Search code examples
apache-kafka

Searching messages in large kafka topic


I am planning to write a blog around searching message(s) based on criteria. I feel there is a lack of tooling / framework in this space, while it's a routine activity for any Kafka operation team / Development team.

The first option that I've looked into in UI. The most of the UI based kafka tools can't search well for a large topics, or at least whatever I've seen.

Then if we can go to cli based tools like kcat or kafka-*-consumer, they can scale to certain extend however they lack from extensive search capabilities.

These lead me to start looking into working with kafka connectors with adding filter SMT or may be using KSQL. Or write a fully native development in one's favourite language.

Of course we can dump messages into a bucket or something and search on top of this.

I've read Conduktor provides some capabilities to search using SQL, but not sure how good is that?
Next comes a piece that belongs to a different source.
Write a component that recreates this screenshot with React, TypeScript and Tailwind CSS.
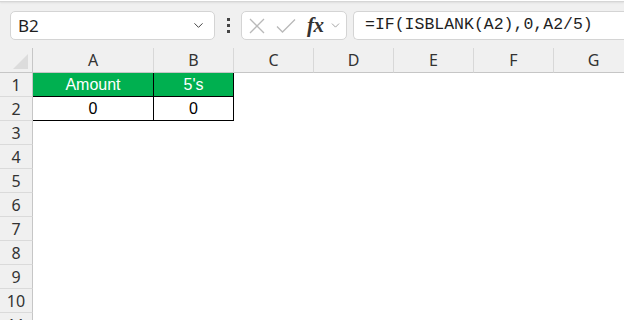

Question to community - what do you use for search messages in Kafka? Any one of the tools I've mentioned above.. or something better.


Solution

  • Short answer is that there's a lack of tooling because Kafka is not meant for "needle in a haystack" searches. There's no indicies, and you'll need to scan the whole topic (unless you can precompute the partition), then must deserialize any record before it can begin to be compared.

    The issue with any console tooling (kcat, console-consumer) is that they assume the records can be deserialized as text; you cannot grep binary data easily. Similarly, ksql / connectors only offer certain deserializers... That'll leave you writing your own tooling for any non-standard formats.

    Conduktor client has some JSONPath operator, I believe, yes. Again, that's limited by deserialization options. But it still must consume the whole topic.

    If you must have quick lookups, use an actual indexed database that you can dump Kafka data into. Elasticsearch/OpenSearch or object storage would be the most flexible option for searching any fields.